Items from a dataset:
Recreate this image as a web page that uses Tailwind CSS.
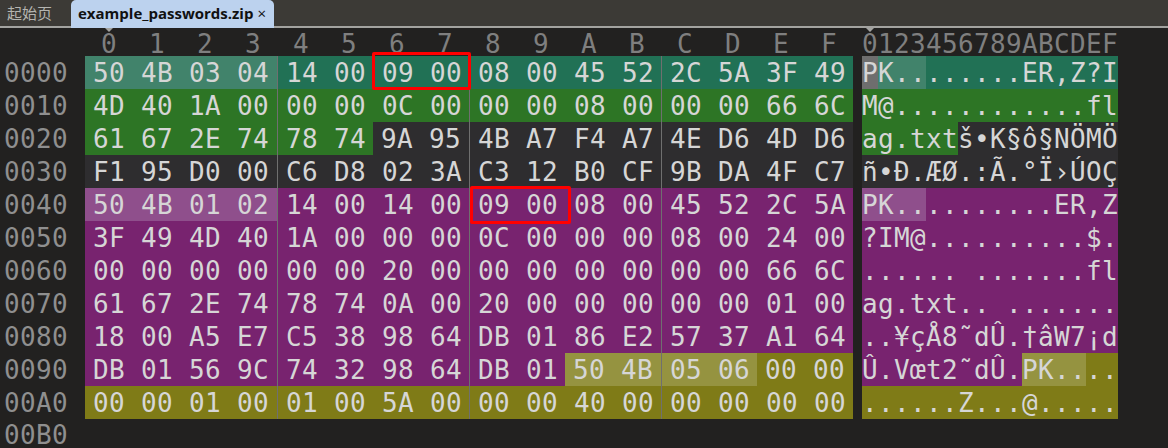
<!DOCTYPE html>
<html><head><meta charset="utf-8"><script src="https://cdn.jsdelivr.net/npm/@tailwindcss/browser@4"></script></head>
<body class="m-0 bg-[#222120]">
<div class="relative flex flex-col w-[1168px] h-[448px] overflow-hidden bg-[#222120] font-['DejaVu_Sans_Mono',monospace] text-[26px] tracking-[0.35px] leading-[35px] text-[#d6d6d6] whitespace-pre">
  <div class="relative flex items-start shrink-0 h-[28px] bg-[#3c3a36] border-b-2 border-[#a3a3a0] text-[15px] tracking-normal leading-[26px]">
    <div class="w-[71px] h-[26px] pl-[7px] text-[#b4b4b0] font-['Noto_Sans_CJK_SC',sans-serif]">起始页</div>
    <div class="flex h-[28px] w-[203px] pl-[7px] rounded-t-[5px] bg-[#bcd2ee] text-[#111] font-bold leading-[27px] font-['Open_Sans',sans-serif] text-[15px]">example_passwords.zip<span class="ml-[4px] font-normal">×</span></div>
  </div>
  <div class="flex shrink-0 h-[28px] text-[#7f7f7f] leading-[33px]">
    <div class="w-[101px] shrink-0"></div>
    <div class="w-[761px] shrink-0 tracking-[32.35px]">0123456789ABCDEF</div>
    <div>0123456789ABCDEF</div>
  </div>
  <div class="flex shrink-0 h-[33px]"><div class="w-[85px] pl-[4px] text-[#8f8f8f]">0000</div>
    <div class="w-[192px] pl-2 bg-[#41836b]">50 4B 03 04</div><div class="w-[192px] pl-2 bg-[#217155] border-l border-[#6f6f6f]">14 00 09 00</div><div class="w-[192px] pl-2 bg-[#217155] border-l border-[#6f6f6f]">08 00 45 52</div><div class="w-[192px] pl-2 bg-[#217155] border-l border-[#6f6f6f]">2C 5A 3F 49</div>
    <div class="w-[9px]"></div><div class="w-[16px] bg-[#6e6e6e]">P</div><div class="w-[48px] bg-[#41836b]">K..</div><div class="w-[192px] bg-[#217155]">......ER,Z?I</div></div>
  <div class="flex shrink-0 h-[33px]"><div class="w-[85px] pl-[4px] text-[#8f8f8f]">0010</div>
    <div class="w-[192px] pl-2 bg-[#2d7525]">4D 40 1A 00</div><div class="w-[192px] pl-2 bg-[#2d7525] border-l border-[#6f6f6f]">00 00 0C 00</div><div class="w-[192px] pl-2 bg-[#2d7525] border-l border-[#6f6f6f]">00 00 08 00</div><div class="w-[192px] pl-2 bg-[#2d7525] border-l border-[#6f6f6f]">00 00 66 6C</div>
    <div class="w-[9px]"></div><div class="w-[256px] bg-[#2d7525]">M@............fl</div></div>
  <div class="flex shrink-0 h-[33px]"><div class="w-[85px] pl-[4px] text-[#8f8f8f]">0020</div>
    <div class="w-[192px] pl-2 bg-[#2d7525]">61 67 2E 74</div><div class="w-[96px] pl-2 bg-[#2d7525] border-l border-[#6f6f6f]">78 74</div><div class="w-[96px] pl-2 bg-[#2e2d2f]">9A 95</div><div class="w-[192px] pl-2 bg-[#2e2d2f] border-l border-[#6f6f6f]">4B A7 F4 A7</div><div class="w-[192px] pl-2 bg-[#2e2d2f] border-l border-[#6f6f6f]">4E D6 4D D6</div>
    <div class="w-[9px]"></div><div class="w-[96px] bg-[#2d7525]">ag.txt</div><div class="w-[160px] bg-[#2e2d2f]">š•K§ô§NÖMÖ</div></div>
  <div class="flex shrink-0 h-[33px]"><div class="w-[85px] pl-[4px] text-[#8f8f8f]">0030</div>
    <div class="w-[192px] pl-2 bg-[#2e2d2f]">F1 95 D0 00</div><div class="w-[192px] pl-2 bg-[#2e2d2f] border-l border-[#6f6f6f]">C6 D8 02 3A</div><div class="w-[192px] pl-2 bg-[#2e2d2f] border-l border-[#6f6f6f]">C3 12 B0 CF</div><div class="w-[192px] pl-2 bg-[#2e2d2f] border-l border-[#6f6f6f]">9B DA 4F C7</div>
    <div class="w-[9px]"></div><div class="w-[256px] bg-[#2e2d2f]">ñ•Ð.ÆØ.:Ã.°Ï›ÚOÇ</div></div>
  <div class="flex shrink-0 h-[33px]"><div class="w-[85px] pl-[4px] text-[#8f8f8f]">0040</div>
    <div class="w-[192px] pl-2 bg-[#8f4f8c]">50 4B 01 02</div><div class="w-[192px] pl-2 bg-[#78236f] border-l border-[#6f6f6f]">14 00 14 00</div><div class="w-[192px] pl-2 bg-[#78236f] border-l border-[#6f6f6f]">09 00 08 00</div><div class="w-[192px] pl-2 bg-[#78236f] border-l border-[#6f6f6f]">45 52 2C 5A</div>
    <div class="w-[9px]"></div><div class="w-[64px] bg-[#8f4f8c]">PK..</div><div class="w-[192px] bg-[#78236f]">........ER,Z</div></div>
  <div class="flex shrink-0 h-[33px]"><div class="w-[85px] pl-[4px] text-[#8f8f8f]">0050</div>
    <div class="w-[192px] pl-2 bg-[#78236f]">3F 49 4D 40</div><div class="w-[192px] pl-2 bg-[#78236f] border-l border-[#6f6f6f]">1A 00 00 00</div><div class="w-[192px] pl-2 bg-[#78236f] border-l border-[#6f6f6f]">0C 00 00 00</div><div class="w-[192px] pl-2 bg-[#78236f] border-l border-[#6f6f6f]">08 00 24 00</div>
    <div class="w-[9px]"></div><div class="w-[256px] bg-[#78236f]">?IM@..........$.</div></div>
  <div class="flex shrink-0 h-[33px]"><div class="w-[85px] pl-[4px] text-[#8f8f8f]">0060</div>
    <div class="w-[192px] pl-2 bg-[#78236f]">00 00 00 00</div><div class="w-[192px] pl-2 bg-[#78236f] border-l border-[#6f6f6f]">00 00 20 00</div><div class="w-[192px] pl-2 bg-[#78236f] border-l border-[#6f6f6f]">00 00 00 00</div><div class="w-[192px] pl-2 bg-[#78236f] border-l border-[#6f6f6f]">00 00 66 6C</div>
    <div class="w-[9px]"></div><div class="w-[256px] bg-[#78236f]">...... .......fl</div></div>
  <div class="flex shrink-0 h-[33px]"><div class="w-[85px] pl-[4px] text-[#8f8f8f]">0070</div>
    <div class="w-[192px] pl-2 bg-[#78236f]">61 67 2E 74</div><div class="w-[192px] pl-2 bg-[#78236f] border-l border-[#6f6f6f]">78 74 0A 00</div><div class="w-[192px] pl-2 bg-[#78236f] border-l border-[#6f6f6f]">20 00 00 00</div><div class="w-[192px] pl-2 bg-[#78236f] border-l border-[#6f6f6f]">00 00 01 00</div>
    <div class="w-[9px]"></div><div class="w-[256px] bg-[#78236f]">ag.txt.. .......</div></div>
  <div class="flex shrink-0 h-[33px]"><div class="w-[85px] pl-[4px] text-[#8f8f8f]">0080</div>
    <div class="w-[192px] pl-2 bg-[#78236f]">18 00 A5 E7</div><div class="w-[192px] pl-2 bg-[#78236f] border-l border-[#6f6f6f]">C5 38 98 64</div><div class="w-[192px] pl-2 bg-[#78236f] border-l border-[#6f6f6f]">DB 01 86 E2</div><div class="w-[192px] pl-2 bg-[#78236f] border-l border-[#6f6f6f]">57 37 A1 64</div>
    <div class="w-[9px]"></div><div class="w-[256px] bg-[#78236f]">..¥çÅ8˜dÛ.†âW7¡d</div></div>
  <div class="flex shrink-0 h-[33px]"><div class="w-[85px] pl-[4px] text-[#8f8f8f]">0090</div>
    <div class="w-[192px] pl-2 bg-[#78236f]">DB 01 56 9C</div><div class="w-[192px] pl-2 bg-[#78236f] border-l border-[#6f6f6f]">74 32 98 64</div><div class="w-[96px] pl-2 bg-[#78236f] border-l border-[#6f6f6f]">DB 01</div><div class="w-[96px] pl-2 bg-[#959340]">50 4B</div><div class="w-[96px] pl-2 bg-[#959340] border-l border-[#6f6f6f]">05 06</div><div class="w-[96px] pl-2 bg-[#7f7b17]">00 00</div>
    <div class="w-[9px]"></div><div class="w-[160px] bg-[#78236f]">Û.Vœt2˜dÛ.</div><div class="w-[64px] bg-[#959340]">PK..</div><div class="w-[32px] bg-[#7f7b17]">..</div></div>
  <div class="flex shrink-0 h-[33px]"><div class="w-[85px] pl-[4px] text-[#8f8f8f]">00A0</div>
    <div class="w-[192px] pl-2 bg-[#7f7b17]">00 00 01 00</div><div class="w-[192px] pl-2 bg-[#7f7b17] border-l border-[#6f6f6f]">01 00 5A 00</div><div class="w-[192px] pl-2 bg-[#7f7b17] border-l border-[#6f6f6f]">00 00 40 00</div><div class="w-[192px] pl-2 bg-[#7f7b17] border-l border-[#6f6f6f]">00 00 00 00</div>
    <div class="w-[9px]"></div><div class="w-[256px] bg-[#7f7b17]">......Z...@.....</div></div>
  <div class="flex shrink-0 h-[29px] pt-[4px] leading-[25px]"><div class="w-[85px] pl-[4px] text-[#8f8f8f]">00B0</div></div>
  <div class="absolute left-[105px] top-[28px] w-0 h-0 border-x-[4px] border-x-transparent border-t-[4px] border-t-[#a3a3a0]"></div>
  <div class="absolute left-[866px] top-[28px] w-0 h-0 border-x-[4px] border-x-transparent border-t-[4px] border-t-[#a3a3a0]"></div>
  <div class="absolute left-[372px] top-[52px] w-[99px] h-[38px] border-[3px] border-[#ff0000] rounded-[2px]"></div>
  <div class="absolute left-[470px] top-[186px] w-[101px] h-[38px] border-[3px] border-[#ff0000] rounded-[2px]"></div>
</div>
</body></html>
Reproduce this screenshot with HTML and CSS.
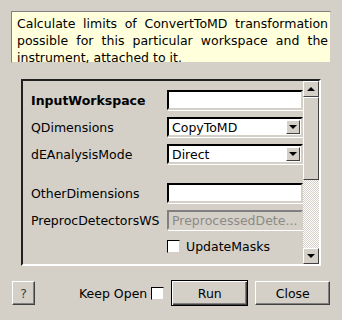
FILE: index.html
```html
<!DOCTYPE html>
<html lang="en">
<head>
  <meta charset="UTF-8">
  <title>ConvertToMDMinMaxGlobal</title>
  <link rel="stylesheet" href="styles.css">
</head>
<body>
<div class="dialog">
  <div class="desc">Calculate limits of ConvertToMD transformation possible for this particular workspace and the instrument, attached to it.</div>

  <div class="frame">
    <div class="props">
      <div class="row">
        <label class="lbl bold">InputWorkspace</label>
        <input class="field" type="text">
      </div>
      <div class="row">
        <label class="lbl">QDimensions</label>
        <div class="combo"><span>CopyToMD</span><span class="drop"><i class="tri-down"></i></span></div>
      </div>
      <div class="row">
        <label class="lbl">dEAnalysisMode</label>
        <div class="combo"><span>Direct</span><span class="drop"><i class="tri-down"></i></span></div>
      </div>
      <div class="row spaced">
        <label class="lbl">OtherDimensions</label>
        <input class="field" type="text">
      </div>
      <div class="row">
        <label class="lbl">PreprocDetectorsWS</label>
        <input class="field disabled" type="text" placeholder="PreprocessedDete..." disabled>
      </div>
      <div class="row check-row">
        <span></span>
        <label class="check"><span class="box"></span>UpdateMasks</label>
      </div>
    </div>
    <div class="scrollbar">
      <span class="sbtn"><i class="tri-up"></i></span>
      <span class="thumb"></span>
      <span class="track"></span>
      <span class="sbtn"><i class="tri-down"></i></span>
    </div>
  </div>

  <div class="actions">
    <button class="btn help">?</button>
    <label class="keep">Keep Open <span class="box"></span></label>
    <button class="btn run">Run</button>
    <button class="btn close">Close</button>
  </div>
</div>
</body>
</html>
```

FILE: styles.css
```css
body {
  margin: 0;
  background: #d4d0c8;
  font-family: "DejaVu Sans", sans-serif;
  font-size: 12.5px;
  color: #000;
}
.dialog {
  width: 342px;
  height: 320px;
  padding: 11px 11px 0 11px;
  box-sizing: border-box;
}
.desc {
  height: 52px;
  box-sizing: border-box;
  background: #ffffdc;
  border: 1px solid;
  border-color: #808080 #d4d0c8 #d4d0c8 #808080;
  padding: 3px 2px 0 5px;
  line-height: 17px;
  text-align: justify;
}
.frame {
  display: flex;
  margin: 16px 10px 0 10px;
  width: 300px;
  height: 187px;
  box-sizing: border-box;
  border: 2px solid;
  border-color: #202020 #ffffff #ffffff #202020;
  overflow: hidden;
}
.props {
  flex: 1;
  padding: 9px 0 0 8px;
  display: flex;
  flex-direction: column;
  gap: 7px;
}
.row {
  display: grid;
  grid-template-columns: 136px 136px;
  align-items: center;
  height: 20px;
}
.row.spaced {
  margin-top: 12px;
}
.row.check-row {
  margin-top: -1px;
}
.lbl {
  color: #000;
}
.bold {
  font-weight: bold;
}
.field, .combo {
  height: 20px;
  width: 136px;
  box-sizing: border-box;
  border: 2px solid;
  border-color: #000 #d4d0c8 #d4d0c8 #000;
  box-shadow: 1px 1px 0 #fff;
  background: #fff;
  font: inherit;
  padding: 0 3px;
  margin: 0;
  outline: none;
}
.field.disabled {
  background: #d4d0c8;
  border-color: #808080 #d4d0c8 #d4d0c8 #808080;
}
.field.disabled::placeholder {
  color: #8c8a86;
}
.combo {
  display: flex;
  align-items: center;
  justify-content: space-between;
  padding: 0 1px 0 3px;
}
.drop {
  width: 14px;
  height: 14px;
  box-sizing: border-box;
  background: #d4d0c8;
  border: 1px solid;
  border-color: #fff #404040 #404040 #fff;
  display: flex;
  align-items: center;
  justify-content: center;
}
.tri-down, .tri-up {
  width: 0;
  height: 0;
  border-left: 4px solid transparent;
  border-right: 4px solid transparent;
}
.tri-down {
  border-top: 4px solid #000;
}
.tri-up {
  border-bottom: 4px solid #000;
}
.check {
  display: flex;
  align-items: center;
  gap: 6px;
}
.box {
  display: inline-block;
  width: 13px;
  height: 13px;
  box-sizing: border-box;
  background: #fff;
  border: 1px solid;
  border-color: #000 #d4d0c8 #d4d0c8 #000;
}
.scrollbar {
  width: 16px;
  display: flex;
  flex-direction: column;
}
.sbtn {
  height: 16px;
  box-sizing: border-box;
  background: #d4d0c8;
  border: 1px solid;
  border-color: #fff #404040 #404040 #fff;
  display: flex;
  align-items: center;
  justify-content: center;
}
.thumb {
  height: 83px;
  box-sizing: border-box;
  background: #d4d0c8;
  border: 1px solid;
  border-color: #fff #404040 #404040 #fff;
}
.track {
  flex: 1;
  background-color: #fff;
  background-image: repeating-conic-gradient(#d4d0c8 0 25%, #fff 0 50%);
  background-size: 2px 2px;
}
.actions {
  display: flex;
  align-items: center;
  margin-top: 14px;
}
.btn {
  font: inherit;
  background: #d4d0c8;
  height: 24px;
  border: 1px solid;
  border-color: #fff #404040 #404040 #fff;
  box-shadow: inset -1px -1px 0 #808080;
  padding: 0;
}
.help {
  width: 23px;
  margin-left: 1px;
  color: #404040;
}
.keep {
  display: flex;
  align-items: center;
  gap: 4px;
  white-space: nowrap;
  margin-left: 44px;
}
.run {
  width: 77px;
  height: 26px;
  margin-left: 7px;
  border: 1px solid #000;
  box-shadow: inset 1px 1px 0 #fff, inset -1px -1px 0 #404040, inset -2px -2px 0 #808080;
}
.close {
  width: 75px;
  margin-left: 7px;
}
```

Set task: Each line that contains the word "this" counts toward the total; give only that total.

Task answer: 3